Direction -> Only the number is wanted: tally the lines below that contain the word "screenshot".
BEGIN Exercise materials
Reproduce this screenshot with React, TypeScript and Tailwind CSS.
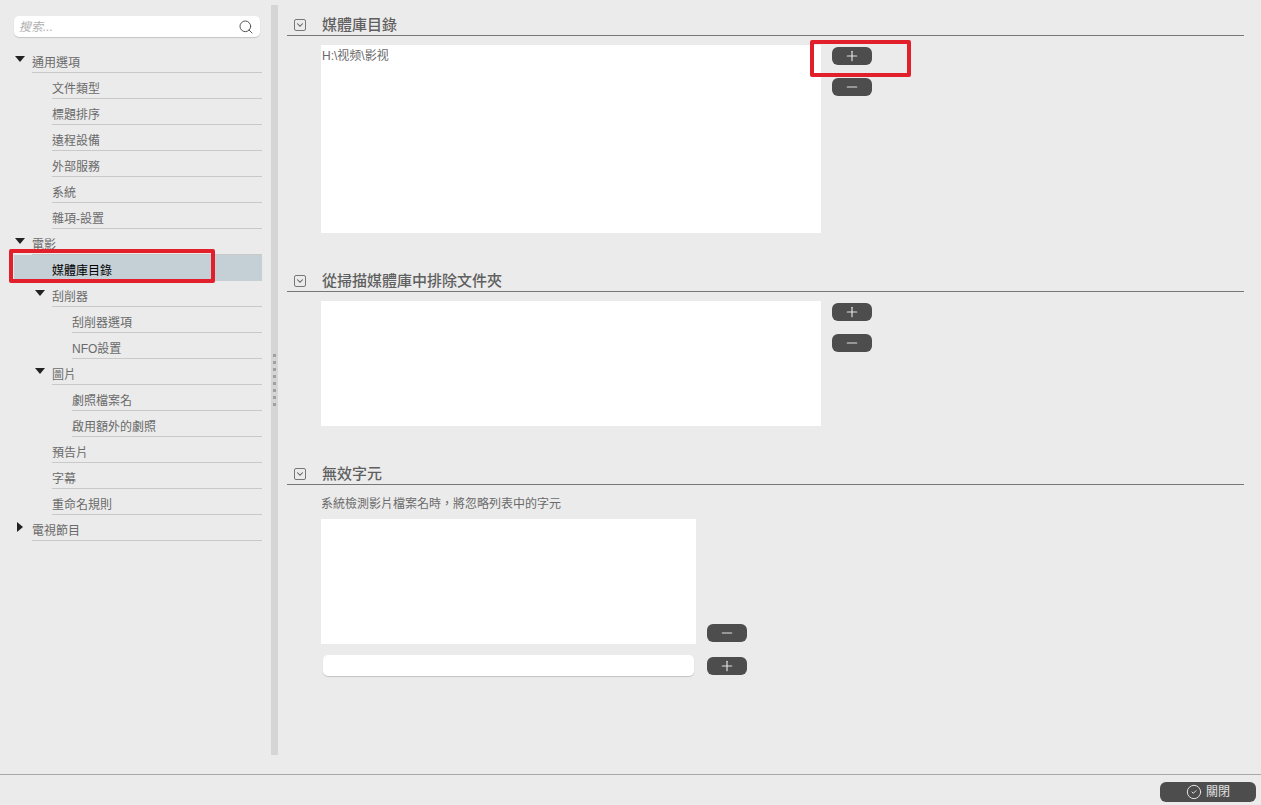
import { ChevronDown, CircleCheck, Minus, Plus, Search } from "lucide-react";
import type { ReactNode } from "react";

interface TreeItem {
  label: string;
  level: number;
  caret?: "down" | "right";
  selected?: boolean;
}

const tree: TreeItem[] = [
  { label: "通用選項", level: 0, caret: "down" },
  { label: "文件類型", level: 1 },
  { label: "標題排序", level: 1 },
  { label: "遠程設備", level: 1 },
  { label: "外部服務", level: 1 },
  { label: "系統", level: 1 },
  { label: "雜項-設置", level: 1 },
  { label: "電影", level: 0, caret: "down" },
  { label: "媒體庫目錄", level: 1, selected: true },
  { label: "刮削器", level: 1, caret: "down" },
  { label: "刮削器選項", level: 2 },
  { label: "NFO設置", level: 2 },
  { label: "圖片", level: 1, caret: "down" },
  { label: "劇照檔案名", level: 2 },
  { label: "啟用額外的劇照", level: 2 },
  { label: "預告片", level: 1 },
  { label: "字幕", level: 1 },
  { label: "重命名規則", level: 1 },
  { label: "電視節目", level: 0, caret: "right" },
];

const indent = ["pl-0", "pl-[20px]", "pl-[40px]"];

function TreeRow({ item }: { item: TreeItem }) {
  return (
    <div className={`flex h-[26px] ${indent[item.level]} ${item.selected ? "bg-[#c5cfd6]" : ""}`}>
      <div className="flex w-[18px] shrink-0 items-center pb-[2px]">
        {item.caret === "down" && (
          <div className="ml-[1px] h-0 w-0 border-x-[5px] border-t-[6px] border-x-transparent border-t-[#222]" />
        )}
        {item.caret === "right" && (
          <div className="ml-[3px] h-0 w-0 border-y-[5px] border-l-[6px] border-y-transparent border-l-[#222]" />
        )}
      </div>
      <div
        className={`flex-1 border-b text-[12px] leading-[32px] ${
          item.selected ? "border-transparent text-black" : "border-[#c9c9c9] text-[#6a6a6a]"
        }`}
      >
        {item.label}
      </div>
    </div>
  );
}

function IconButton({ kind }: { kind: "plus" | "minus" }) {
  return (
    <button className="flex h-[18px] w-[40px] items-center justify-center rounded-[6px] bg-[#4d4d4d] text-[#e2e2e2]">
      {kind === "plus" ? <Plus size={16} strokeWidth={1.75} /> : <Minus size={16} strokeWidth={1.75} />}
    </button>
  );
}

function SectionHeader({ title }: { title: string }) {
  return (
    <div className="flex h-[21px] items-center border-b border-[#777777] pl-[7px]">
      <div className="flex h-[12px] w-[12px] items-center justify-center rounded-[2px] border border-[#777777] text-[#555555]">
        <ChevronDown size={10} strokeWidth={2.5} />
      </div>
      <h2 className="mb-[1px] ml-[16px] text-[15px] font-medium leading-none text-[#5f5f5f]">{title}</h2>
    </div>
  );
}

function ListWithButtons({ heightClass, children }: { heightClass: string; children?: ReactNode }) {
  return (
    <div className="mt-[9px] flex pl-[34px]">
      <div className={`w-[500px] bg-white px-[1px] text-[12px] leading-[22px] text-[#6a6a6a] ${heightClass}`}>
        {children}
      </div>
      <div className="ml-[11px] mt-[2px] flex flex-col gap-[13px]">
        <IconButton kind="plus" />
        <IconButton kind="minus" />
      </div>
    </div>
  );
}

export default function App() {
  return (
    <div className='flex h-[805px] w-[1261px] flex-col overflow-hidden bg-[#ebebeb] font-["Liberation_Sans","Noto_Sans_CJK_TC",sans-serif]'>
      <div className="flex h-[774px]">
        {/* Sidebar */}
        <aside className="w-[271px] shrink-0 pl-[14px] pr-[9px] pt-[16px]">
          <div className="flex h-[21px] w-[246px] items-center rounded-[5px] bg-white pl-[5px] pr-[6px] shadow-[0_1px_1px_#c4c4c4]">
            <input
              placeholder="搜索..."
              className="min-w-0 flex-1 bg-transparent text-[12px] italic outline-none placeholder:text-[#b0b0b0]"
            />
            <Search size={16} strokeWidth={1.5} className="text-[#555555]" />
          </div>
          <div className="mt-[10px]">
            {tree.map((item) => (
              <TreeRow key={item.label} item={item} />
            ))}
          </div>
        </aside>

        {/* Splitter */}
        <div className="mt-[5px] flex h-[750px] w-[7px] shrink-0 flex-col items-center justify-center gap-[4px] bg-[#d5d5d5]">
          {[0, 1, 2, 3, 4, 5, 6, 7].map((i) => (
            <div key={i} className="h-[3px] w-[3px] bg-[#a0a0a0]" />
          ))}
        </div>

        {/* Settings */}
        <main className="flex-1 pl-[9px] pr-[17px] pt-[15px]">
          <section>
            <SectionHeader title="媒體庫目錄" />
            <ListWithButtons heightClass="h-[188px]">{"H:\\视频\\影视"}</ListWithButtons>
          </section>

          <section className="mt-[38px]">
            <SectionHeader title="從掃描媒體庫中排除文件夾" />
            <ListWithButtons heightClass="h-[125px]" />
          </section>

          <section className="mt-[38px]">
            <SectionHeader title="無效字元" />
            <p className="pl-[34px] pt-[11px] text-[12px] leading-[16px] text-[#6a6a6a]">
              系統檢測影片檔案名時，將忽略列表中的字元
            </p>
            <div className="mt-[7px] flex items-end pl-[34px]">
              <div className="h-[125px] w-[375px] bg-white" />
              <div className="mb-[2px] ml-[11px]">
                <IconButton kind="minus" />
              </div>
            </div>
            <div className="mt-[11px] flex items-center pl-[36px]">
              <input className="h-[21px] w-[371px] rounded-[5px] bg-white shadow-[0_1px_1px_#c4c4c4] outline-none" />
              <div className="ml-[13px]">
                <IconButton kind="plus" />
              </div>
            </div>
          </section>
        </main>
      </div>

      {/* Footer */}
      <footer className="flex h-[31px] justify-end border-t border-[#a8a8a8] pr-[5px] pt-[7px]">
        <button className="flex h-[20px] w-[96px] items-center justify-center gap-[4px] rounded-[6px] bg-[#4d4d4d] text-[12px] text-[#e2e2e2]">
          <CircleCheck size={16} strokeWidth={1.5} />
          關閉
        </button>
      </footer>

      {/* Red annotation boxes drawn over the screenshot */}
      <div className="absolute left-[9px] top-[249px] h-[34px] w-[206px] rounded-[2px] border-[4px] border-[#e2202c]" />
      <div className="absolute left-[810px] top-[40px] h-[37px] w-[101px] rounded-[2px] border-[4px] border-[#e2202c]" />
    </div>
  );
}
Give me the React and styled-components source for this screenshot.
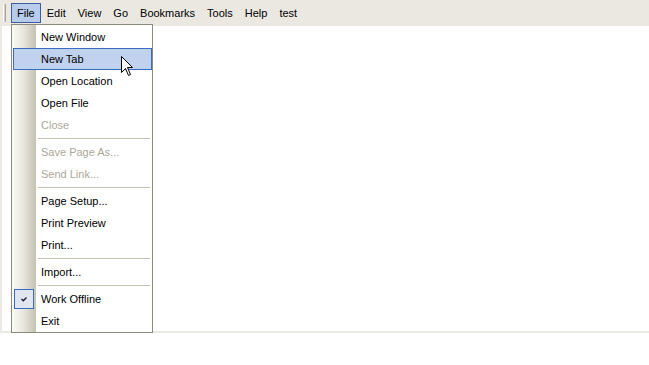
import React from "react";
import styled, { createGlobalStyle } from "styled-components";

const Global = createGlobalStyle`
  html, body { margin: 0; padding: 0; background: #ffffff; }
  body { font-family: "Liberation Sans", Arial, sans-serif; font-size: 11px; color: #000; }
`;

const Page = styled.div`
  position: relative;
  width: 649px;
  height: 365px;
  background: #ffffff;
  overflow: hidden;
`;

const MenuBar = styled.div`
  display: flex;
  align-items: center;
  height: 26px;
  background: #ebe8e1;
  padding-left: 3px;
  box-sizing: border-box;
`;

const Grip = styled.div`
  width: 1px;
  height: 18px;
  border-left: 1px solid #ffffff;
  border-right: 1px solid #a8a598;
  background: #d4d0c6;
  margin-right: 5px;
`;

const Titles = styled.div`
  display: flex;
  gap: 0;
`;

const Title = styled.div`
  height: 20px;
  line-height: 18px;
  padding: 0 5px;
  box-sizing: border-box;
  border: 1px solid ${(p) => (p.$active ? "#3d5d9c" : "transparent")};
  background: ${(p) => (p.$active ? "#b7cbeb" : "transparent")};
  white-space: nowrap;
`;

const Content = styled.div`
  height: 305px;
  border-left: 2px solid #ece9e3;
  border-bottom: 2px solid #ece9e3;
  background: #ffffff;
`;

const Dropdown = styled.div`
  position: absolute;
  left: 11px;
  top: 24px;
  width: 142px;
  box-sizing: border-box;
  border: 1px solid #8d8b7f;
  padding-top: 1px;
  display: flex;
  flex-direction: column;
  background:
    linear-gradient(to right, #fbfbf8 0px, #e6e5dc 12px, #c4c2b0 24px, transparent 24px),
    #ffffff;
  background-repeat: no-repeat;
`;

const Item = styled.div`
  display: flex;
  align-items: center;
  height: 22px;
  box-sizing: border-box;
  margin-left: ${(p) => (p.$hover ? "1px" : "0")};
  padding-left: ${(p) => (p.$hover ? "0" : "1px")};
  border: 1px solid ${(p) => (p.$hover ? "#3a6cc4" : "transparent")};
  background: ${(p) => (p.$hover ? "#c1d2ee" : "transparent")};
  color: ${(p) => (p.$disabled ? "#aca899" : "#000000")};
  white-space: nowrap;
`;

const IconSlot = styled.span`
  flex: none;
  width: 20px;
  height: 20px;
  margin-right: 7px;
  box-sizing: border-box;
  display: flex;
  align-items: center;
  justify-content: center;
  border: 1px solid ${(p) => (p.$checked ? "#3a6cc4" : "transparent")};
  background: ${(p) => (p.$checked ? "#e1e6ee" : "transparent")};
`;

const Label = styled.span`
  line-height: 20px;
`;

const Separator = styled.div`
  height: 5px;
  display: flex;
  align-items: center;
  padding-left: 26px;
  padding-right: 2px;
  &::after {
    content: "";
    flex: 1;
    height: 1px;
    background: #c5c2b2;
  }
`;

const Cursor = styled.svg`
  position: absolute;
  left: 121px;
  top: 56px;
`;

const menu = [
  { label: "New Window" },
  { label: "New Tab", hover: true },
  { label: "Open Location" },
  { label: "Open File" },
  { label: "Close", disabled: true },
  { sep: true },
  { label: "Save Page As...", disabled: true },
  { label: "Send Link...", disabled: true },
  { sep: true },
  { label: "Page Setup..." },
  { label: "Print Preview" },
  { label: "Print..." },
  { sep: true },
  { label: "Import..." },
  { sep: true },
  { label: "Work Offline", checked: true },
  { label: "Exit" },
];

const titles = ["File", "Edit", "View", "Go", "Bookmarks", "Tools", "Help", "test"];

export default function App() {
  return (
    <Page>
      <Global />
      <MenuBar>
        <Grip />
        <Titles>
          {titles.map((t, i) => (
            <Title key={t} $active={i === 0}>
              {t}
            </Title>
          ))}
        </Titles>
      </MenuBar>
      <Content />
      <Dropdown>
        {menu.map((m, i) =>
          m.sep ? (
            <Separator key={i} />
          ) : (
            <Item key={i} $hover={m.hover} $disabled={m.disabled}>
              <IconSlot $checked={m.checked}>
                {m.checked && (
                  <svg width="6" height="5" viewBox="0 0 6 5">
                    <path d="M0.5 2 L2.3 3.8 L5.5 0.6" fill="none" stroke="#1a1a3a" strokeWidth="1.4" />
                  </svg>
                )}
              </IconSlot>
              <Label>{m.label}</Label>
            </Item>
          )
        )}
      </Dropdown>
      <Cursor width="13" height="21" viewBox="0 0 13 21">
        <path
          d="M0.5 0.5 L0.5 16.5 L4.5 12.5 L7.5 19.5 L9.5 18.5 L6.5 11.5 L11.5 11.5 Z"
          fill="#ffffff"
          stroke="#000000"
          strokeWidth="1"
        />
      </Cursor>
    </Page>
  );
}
END Exercise materials
Result of the task -> 3